--- begin ---

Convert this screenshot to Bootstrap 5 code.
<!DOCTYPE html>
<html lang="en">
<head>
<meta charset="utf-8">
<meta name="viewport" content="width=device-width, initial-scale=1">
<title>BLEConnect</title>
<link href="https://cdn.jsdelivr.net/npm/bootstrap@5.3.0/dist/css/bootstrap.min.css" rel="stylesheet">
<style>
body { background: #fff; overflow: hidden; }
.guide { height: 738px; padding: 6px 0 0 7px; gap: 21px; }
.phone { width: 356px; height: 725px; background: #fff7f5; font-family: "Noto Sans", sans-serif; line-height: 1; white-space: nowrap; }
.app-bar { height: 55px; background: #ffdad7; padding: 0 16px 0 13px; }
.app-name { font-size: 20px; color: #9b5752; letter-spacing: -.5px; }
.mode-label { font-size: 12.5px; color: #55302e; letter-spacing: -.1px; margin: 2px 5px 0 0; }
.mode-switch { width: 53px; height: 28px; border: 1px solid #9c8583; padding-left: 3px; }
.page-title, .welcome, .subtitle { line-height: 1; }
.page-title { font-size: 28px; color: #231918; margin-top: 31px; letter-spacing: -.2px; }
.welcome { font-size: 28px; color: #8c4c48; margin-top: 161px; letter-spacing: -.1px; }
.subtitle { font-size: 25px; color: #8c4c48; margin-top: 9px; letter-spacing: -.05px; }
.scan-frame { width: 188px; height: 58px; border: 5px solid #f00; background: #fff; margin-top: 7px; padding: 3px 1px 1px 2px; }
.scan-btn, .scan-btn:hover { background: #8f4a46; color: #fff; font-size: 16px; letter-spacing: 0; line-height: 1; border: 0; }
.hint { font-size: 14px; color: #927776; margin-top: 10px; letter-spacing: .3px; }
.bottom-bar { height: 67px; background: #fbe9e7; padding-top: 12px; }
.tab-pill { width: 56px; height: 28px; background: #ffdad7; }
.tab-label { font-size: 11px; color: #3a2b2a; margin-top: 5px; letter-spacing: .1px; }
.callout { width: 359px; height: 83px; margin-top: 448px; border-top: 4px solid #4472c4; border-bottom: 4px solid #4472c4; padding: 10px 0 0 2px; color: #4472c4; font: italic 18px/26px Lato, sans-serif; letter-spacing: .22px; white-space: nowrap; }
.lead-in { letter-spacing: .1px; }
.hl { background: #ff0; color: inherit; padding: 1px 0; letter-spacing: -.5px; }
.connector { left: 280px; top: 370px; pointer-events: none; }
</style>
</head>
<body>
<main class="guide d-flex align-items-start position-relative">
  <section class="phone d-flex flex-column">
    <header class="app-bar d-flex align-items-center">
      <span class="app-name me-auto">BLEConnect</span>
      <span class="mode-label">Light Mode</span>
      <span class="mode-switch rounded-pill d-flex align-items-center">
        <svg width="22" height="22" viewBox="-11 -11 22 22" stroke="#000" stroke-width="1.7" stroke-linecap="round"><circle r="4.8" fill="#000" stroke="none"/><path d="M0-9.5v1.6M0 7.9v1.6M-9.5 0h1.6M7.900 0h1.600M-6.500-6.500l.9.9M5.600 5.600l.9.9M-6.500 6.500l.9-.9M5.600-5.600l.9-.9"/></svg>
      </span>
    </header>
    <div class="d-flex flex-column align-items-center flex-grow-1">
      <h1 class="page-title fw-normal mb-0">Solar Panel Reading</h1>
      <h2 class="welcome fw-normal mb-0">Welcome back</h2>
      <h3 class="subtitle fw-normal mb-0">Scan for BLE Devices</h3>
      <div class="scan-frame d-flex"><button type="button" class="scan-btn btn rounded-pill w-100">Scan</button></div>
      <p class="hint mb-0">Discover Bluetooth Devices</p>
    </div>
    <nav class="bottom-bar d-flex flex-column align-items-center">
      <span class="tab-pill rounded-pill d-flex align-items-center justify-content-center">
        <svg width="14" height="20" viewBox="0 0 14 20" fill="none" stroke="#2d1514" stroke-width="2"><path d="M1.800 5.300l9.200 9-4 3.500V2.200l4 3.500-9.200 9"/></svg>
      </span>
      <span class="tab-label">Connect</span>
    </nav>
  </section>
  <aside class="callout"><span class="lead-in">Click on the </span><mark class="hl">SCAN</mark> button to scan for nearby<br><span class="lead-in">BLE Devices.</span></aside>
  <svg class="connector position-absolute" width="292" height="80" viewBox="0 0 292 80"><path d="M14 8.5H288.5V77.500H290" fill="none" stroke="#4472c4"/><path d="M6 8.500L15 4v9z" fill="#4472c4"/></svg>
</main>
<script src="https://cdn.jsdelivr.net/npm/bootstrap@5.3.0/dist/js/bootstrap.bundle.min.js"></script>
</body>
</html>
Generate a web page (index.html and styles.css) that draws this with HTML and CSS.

--- end ---

Copy each record from above exactly, and include every line.

## Complete response
Convert this screenshot to Bootstrap 5 code.
<!DOCTYPE html>
<html lang="en">
<head>
<meta charset="utf-8">
<meta name="viewport" content="width=device-width, initial-scale=1">
<title>BLEConnect</title>
<link href="https://cdn.jsdelivr.net/npm/bootstrap@5.3.0/dist/css/bootstrap.min.css" rel="stylesheet">
<style>
body { background: #fff; overflow: hidden; }
.guide { height: 738px; padding: 6px 0 0 7px; gap: 21px; }
.phone { width: 356px; height: 725px; background: #fff7f5; font-family: "Noto Sans", sans-serif; line-height: 1; white-space: nowrap; }
.app-bar { height: 55px; background: #ffdad7; padding: 0 16px 0 13px; }
.app-name { font-size: 20px; color: #9b5752; letter-spacing: -.5px; }
.mode-label { font-size: 12.5px; color: #55302e; letter-spacing: -.1px; margin: 2px 5px 0 0; }
.mode-switch { width: 53px; height: 28px; border: 1px solid #9c8583; padding-left: 3px; }
.page-title, .welcome, .subtitle { line-height: 1; }
.page-title { font-size: 28px; color: #231918; margin-top: 31px; letter-spacing: -.2px; }
.welcome { font-size: 28px; color: #8c4c48; margin-top: 161px; letter-spacing: -.1px; }
.subtitle { font-size: 25px; color: #8c4c48; margin-top: 9px; letter-spacing: -.05px; }
.scan-frame { width: 188px; height: 58px; border: 5px solid #f00; background: #fff; margin-top: 7px; padding: 3px 1px 1px 2px; }
.scan-btn, .scan-btn:hover { background: #8f4a46; color: #fff; font-size: 16px; letter-spacing: 0; line-height: 1; border: 0; }
.hint { font-size: 14px; color: #927776; margin-top: 10px; letter-spacing: .3px; }
.bottom-bar { height: 67px; background: #fbe9e7; padding-top: 12px; }
.tab-pill { width: 56px; height: 28px; background: #ffdad7; }
.tab-label { font-size: 11px; color: #3a2b2a; margin-top: 5px; letter-spacing: .1px; }
.callout { width: 359px; height: 83px; margin-top: 448px; border-top: 4px solid #4472c4; border-bottom: 4px solid #4472c4; padding: 10px 0 0 2px; color: #4472c4; font: italic 18px/26px Lato, sans-serif; letter-spacing: .22px; white-space: nowrap; }
.lead-in { letter-spacing: .1px; }
.hl { background: #ff0; color: inherit; padding: 1px 0; letter-spacing: -.5px; }
.connector { left: 280px; top: 370px; pointer-events: none; }
</style>
</head>
<body>
<main class="guide d-flex align-items-start position-relative">
  <section class="phone d-flex flex-column">
    <header class="app-bar d-flex align-items-center">
      <span class="app-name me-auto">BLEConnect</span>
      <span class="mode-label">Light Mode</span>
      <span class="mode-switch rounded-pill d-flex align-items-center">
        <svg width="22" height="22" viewBox="-11 -11 22 22" stroke="#000" stroke-width="1.7" stroke-linecap="round"><circle r="4.8" fill="#000" stroke="none"/><path d="M0-9.5v1.6M0 7.9v1.6M-9.5 0h1.6M7.900 0h1.600M-6.500-6.500l.9.9M5.600 5.600l.9.9M-6.500 6.500l.9-.9M5.600-5.600l.9-.9"/></svg>
      </span>
    </header>
    <div class="d-flex flex-column align-items-center flex-grow-1">
      <h1 class="page-title fw-normal mb-0">Solar Panel Reading</h1>
      <h2 class="welcome fw-normal mb-0">Welcome back</h2>
      <h3 class="subtitle fw-normal mb-0">Scan for BLE Devices</h3>
      <div class="scan-frame d-flex"><button type="button" class="scan-btn btn rounded-pill w-100">Scan</button></div>
      <p class="hint mb-0">Discover Bluetooth Devices</p>
    </div>
    <nav class="bottom-bar d-flex flex-column align-items-center">
      <span class="tab-pill rounded-pill d-flex align-items-center justify-content-center">
        <svg width="14" height="20" viewBox="0 0 14 20" fill="none" stroke="#2d1514" stroke-width="2"><path d="M1.800 5.300l9.200 9-4 3.500V2.200l4 3.500-9.200 9"/></svg>
      </span>
      <span class="tab-label">Connect</span>
    </nav>
  </section>
  <aside class="callout"><span class="lead-in">Click on the </span><mark class="hl">SCAN</mark> button to scan for nearby<br><span class="lead-in">BLE Devices.</span></aside>
  <svg class="connector position-absolute" width="292" height="80" viewBox="0 0 292 80"><path d="M14 8.5H288.5V77.500H290" fill="none" stroke="#4472c4"/><path d="M6 8.500L15 4v9z" fill="#4472c4"/></svg>
</main>
<script src="https://cdn.jsdelivr.net/npm/bootstrap@5.3.0/dist/js/bootstrap.bundle.min.js"></script>
</body>
</html>
Generate a web page (index.html and styles.css) that draws this with HTML and CSS.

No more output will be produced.